There are some interesting details which might be profitably debated, like the square-dancing terminology to which the reviewer refers. I feel, however, that it is wasteful to go into the particulars of these matters in the absence of responsible orientation toward the large issues.

J.L. Dillard

Santurce, Puerto Rico

Monroe K Spears replies:

Mr. Dillard is a tricky debater, and I doubt that further controversy will prove edifying to anyone. Nevertheless, a few brief points: (1) Mr. Dillard does not distinguish between Ms. Williamson’s conclusion and her data, but strongly—and falsely—suggests that her conclusion is the same as his. He says, “A hypersensitive Black academic trained in dialect geography, Juanita Williamson, was incensed by statements about Black English…from the very first…. The materials she gathered corroborate the influence of Black English (especially nineteenth-century Plantation Creole) on Southern white English” (p. 176). But, as I said in the review, her conclusion is simply that the speech of Blacks and that of Southern Whites is identical. Her article is in no way concerned with which came first or which influenced the other, nor can I see how the data she presents are relevant to this question.

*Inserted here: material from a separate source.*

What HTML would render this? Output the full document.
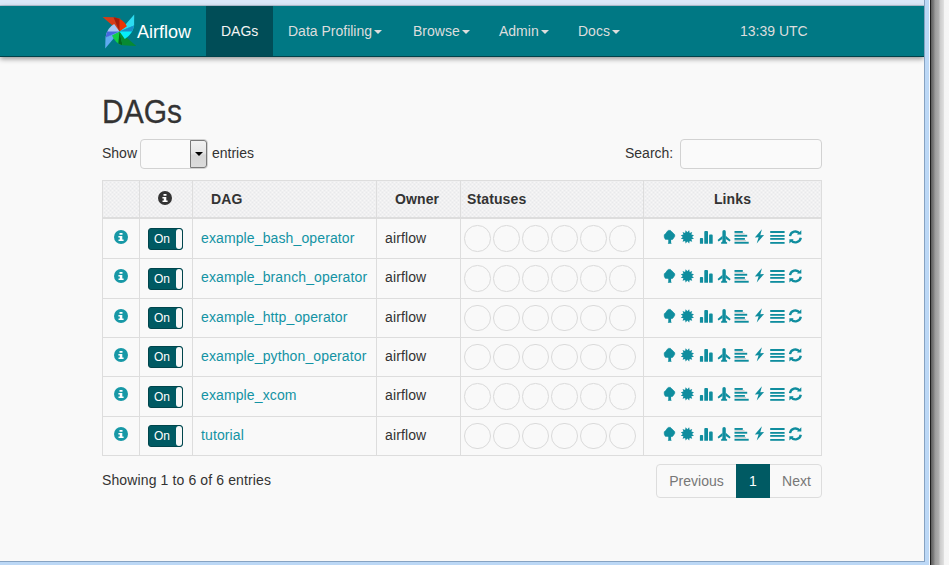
<!DOCTYPE html>
<html><head><meta charset="utf-8">
<style>
*{box-sizing:border-box;margin:0;padding:0}
html,body{width:949px;height:565px;overflow:hidden;background:#f0f0f0;font-family:"Liberation Sans",sans-serif;font-size:14px;color:#333}
#win{position:absolute;left:0;top:0;width:924px;height:561px;background:#f9f9f9;overflow:hidden}
#topstrip{position:absolute;left:0;top:0;width:924px;height:6px;background:#dbe8f8;border-bottom:1px solid #b8c6d8}
#nav{position:absolute;left:0;top:6px;width:924px;height:51px;background:#007884;border-bottom:1px solid #00424a;box-shadow:0 2px 5px rgba(0,0,0,.4)}
#nav .brand{position:absolute;left:100px;top:6px}
#nav .brandtxt{position:absolute;left:137px;top:16px;font-size:18px;color:#fff}
#nav .item{position:absolute;top:0;height:50px;line-height:50px;color:#ddd;font-size:14px;white-space:nowrap}
#nav .active{background:#004d57;color:#f4f4f4}
.caret{display:inline-block;width:0;height:0;margin-left:2px;vertical-align:middle;border-top:4px solid #ddd;border-left:4px solid transparent;border-right:4px solid transparent}
#rframe{position:absolute;left:924px;top:0;width:6px;height:565px;background:linear-gradient(to right,#87a3c2 0,#87a3c2 1px,#bcd8f6 1px,#bcd8f6 5px,#f4f9ff 5px)}
#rshadow{position:absolute;left:930px;top:0;width:19px;height:565px;background:linear-gradient(to right,#1e1e1e 0,#1e1e1e 1px,#5c5c5c 1px,#838383 4px,#9c9c9c 5px,#b0b0b0 9px,#cacaca 10px,#dadada 13px,#e2e2e2 14px,#f4f4f4 14px,#f6f6f6 19px)}
#bframe{position:absolute;left:0;top:561px;width:929px;height:4px;background:#bcd8f6}
#bline{position:absolute;left:0;top:561px;width:925px;height:1px;background:#87a3c2}
h2{position:absolute;left:102px;top:94px;font-size:30px;font-weight:normal;color:#333;line-height:36px;transform:scaleY(1.1);transform-origin:0 17.6px;-webkit-text-stroke:0.25px #333}
.lbl{position:absolute;font-size:14px;color:#333;line-height:20px}
#sel{position:absolute;left:140px;top:139px;width:68px;height:30px;border:1px solid #d2d2d2;border-radius:4px;background:#fafafa}
#sel .btn{position:absolute;right:0;top:0;width:17px;height:28px;background:linear-gradient(#f2f2f2,#e6e6e6 45%,#d6d6d6 55%,#dcdcdc);border:1px solid #7a7a7a;border-radius:0 3px 3px 0}
#sel .btn:after{content:"";position:absolute;left:3.5px;top:11px;border-top:4px solid #000;border-left:4px solid transparent;border-right:4px solid transparent}
#search{position:absolute;left:680px;top:139px;width:142px;height:30px;border:1px solid #d2d2d2;border-radius:4px;background:#fafafa}
table{position:absolute;left:102px;top:180px;border-collapse:collapse;table-layout:fixed;width:720px}
td,th{letter-spacing:0.12px;border:1px solid #ddd;padding:0 8px;vertical-align:middle;white-space:nowrap;line-height:20px}
th{background-color:#f7f7f7;background-image:repeating-conic-gradient(#e8e9eb 0 25%,transparent 0 50%);background-size:4px 4px;font-weight:bold;color:#333;height:37px;border-bottom:2px solid #ddd}
td.c1,td.c2,td.c6{text-align:center;padding:0}
td.c5{padding:0 3px}
td.c3,td.c4{padding-bottom:3px}
tr.r1 td.c3,tr.r1 td.c4{padding-bottom:1px}
a{color:#1393a4;text-decoration:none}
.abs{position:absolute}
.tog{display:block;position:absolute;width:35px;height:22px;background:#005a63;border:1px solid #00454c;border-radius:3px;color:#fff;font-size:12px;line-height:20px;padding-left:5px;text-align:left;letter-spacing:0}
.tog:after{content:"";position:absolute;right:0;top:0;width:6px;height:20px;background:#f8f8f8;border-radius:3px}
.circ{display:inline-block;width:26.5px;height:26.5px;border:1px solid #dadada;border-radius:50%;margin-right:2.5px;vertical-align:middle}
#showing{position:absolute;left:102px;top:470px;letter-spacing:0.12px}
#pag{position:absolute;left:656px;top:464px;width:166px;height:34px;border:1px solid #ddd;border-radius:4px}
#pag div{position:absolute;top:-1px;height:34px;line-height:34px;color:#777;text-align:center}
#pag .cur{background:#005a63;color:#fff}
</style></head><body>
<svg width="0" height="0" style="position:absolute"><defs><g id="lk" fill="#0f8d9e">
<path d="M8.5 2.4 L10.4 2.4 L11.7 3.7 L13.3 5.2 L14.7 6.8 L14.7 8.3 L13.5 10.2 L12.4 11.5 L5.3 11.3 L4.3 9.2 L4.3 6.8 L5.9 5.5 L7.2 3.4 Z" stroke="#0f8d9e" stroke-width="0.7" stroke-linejoin="round"/>
<path d="M8.3 10.5 H11.1 V14.6 L11.6 15.8 H7.8 L8.3 14.6Z"/>
<polygon points="29.16,2.33 29.70,4.92 32.21,4.09 31.38,6.60 33.97,7.14 32.00,8.90 33.97,10.66 31.38,11.20 32.21,13.71 29.70,12.88 29.16,15.47 27.40,13.50 25.64,15.47 25.10,12.88 22.59,13.71 23.42,11.20 20.83,10.66 22.80,8.90 20.83,7.14 23.42,6.60 22.59,4.09 25.10,4.92 25.64,2.33 27.40,4.30"/>
<path d="M39.9 15.7V10.7Q39.9 9.9 40.7 9.9H42.3Q43.1 9.9 43.1 10.7V15.7Z M44.3 15.7V3.9Q44.3 3 45.2 3H47.1Q48 3 48 3.9V15.7Z M49.1 15.7V7.5Q49.1 6.6 50 6.6H51.8Q52.7 6.6 52.7 7.5V15.7Z"/>
<path d="M62.4 15 V3.8 A1.7 1.7 0 0 1 65.8 3.8 V15Z"/>
<polygon points="62.5,7.8 57.6,11.9 58.5,13.4 62.5,11"/><polygon points="65.7,7.8 70.6,11.9 69.7,13.4 65.7,11"/>
<polygon points="62.4,13.4 61.1,14.4 61.1,15.7 67.1,15.7 67.1,14.4 65.8,13.4"/>
<rect x="74.5" y="3.0" width="8.3" height="1.9"/><rect x="74.5" y="6.8" width="12.7" height="1.9"/><rect x="74.5" y="10" width="10.4" height="1.8"/><rect x="74.5" y="13.8" width="14.2" height="1.9"/>
<rect x="74.5" y="5.2" width="10" height="1.3" fill="#c8cccc"/><rect x="74.5" y="12.1" width="11.5" height="1.3" fill="#c8cccc"/>
<polygon points="101.9,1.3 94.8,9.6 98.6,9.3 96.7,15.6 104.1,7.0 100.3,7.3"/>
<rect x="110.2" y="3.0" width="14.4" height="2"/><rect x="110.2" y="7.0" width="14.4" height="1.8"/><rect x="110.2" y="10" width="14.4" height="1.8"/><rect x="110.2" y="14" width="14.4" height="1.8"/>
<path d="M130 8.1 A5.5 5.5 0 0 1 139.7 5.6" fill="none" stroke="#0f8d9e" stroke-width="2.3"/>
<polygon points="141.3,2.2 141.3,6.5 137,6.5"/>
<path d="M140.8 9.8 A5.5 5.5 0 0 1 131.1 12.3" fill="none" stroke="#0f8d9e" stroke-width="2.3"/>
<polygon points="129.4,11.2 129.4,15.6 133.7,11.2"/>
</g></defs></svg>
<div id="win">
<div id="topstrip"></div>
<div id="nav">
 <svg class="brand" width="36" height="38" viewBox="100 12 36 38"><polygon points="102.6,17.0 113.6,17.3 119.5,31.4" fill="#d63c16"/><polygon points="134.2,14.6 134.1,25.6 119.5,31.4" fill="#2cdcf0"/><polygon points="136.3,46.0 122.5,45.3 119.5,31.4" fill="#078a32"/><polygon points="105.2,48.4 105.5,37.6 119.5,31.4" fill="#5eaaf0"/><path d="M113.6,17.3 Q123.0,18.5 126.9,26.2 L119.5,31.4Z" fill="#ea3404"/><path d="M113.6,17.3 Q115.2,17.5 119.5,18.9 L119.5,31.4Z" fill="#a31c0a"/><path d="M134.1,25.6 Q132.4,34.9 124.8,38.9 L119.5,31.4Z" fill="#06eef8"/><path d="M134.1,25.6 Q133.8,27.2 132.2,31.5 L119.5,31.4Z" fill="#1a8cc6"/><path d="M122.5,45.3 Q116.0,44.3 112.0,35.5 L119.5,31.4Z" fill="#12ce46"/><path d="M122.5,45.3 Q121.4,45.1 118.3,43.6 L119.5,31.4Z" fill="#05661e"/><path d="M105.5,37.6 Q106.6,27.9 114.2,23.9 L119.5,31.4Z" fill="#a6c6f2"/><path d="M105.5,37.6 Q105.7,35.9 107.1,31.5 L119.5,31.4Z" fill="#4668e0"/></svg>
 <div class="brandtxt">Airflow</div>
 <div class="item active" style="left:206px;width:67px;padding-left:15px">DAGs</div>
 <div class="item" style="left:288px">Data Profiling<span class="caret"></span></div>
 <div class="item" style="left:413px">Browse<span class="caret"></span></div>
 <div class="item" style="left:499px">Admin<span class="caret"></span></div>
 <div class="item" style="left:578px">Docs<span class="caret"></span></div>
 <div class="item" style="left:740px">13:39 UTC</div>
</div>
<h2>DAGs</h2>
<div class="lbl" style="left:102px;top:143px">Show</div>
<div id="sel"><div class="btn"></div></div>
<div class="lbl" style="left:212px;top:143px">entries</div>
<div class="lbl" style="left:625px;top:143px">Search:</div>
<div id="search"></div>
<table>
<colgroup><col style="width:37px"><col style="width:53px"><col style="width:184px"><col style="width:84px"><col style="width:183px"><col style="width:178px"></colgroup>
<tr><th></th><th style="text-align:center;padding:0"></th><th style="padding-left:18px;text-align:left">DAG</th><th style="text-align:left;padding-left:18px">Owner</th><th style="padding-left:6px;text-align:left">Statuses</th><th style="text-align:center">Links</th></tr>
<tr class="r1" style="height:41px"><td></td><td></td><td class="c3"><a>example_bash_operator</a></td><td class="c4">airflow</td><td class="c5"><span class="circ"></span><span class="circ"></span><span class="circ"></span><span class="circ"></span><span class="circ"></span><span class="circ"></span></td><td></td></tr>
<tr class="r2" style="height:40px"><td></td><td></td><td class="c3"><a>example_branch_operator</a></td><td class="c4">airflow</td><td class="c5"><span class="circ"></span><span class="circ"></span><span class="circ"></span><span class="circ"></span><span class="circ"></span><span class="circ"></span></td><td></td></tr>
<tr class="r3" style="height:39px"><td></td><td></td><td class="c3"><a>example_http_operator</a></td><td class="c4">airflow</td><td class="c5"><span class="circ"></span><span class="circ"></span><span class="circ"></span><span class="circ"></span><span class="circ"></span><span class="circ"></span></td><td></td></tr>
<tr class="r4" style="height:39px"><td></td><td></td><td class="c3"><a>example_python_operator</a></td><td class="c4">airflow</td><td class="c5"><span class="circ"></span><span class="circ"></span><span class="circ"></span><span class="circ"></span><span class="circ"></span><span class="circ"></span></td><td></td></tr>
<tr class="r5" style="height:40px"><td></td><td></td><td class="c3"><a>example_xcom</a></td><td class="c4">airflow</td><td class="c5"><span class="circ"></span><span class="circ"></span><span class="circ"></span><span class="circ"></span><span class="circ"></span><span class="circ"></span></td><td></td></tr>
<tr class="r6" style="height:39px"><td></td><td></td><td class="c3"><a>tutorial</a></td><td class="c4">airflow</td><td class="c5"><span class="circ"></span><span class="circ"></span><span class="circ"></span><span class="circ"></span><span class="circ"></span><span class="circ"></span></td><td></td></tr>
</table>
<div id="showing" class="lbl">Showing 1 to 6 of 6 entries</div>
<svg class="abs" style="left:113px;top:229px" width="16" height="16" viewBox="0 0 16 16"><circle cx="8" cy="8" r="7" fill="#1798a6"/><path fill="#fff" d="M6.5 3.9000000000000004h3v1.9h-3z M5.4 7.1H9.3V10.4H10.6V12H5.5V10.4H6.8V8.6H5.4z"/></svg>
<div class="tog" style="left:148px;top:228px">On</div>
<svg class="abs" style="left:660px;top:228px" width="145" height="17" viewBox="0 0 145 17"><use href="#lk"/></svg>
<svg class="abs" style="left:113px;top:268px" width="16" height="16" viewBox="0 0 16 16"><circle cx="8" cy="8" r="7" fill="#1798a6"/><path fill="#fff" d="M6.5 3.9000000000000004h3v1.9h-3z M5.4 7.1H9.3V10.4H10.6V12H5.5V10.4H6.8V8.6H5.4z"/></svg>
<div class="tog" style="left:148px;top:268px">On</div>
<svg class="abs" style="left:660px;top:267px" width="145" height="17" viewBox="0 0 145 17"><use href="#lk"/></svg>
<svg class="abs" style="left:113px;top:308px" width="16" height="16" viewBox="0 0 16 16"><circle cx="8" cy="8" r="7" fill="#1798a6"/><path fill="#fff" d="M6.5 3.9000000000000004h3v1.9h-3z M5.4 7.1H9.3V10.4H10.6V12H5.5V10.4H6.8V8.6H5.4z"/></svg>
<div class="tog" style="left:148px;top:307px">On</div>
<svg class="abs" style="left:660px;top:307px" width="145" height="17" viewBox="0 0 145 17"><use href="#lk"/></svg>
<svg class="abs" style="left:113px;top:347px" width="16" height="16" viewBox="0 0 16 16"><circle cx="8" cy="8" r="7" fill="#1798a6"/><path fill="#fff" d="M6.5 3.9000000000000004h3v1.9h-3z M5.4 7.1H9.3V10.4H10.6V12H5.5V10.4H6.8V8.6H5.4z"/></svg>
<div class="tog" style="left:148px;top:346px">On</div>
<svg class="abs" style="left:660px;top:346px" width="145" height="17" viewBox="0 0 145 17"><use href="#lk"/></svg>
<svg class="abs" style="left:113px;top:386px" width="16" height="16" viewBox="0 0 16 16"><circle cx="8" cy="8" r="7" fill="#1798a6"/><path fill="#fff" d="M6.5 3.9000000000000004h3v1.9h-3z M5.4 7.1H9.3V10.4H10.6V12H5.5V10.4H6.8V8.6H5.4z"/></svg>
<div class="tog" style="left:148px;top:386px">On</div>
<svg class="abs" style="left:660px;top:385px" width="145" height="17" viewBox="0 0 145 17"><use href="#lk"/></svg>
<svg class="abs" style="left:113px;top:426px" width="16" height="16" viewBox="0 0 16 16"><circle cx="8" cy="8" r="7" fill="#1798a6"/><path fill="#fff" d="M6.5 3.9000000000000004h3v1.9h-3z M5.4 7.1H9.3V10.4H10.6V12H5.5V10.4H6.8V8.6H5.4z"/></svg>
<div class="tog" style="left:148px;top:425px">On</div>
<svg class="abs" style="left:660px;top:425px" width="145" height="17" viewBox="0 0 145 17"><use href="#lk"/></svg>
<svg class="abs" style="left:157px;top:190px" width="16" height="16" viewBox="0 0 16 16"><circle cx="8" cy="8" r="7" fill="#333"/><path fill="#fff" d="M6.5 3.9000000000000004h3v1.9h-3z M5.4 7.1H9.3V10.4H10.6V12H5.5V10.4H6.8V8.6H5.4z"/></svg>
<div id="pag"><div style="left:-1px;width:81px">Previous</div><div class="cur" style="left:79px;width:34px">1</div><div style="left:113px;width:53px">Next</div></div>
</div>
<div id="rframe"></div>
<div id="rshadow"></div>
<div id="bframe"></div><div id="bline"></div>
</body></html>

(2) In a long footnote (2) to the review, I quoted the views of numerous scholars on the debatable question of the ethnic identifiability of Black English and its relation to White. As I pointed out, a number of them (including Wolfram) hold positions some-what like Dillard’s, though I discovered no one else so simplistic and dogmatic.

(3) It would be interesting to see what Mr. Dillard could find to debate in the passage about square-dancing terminology. I mentioned “college-size dictionaries” only to note that, in this case, Mr. Dillard was ignorant of material even they contain.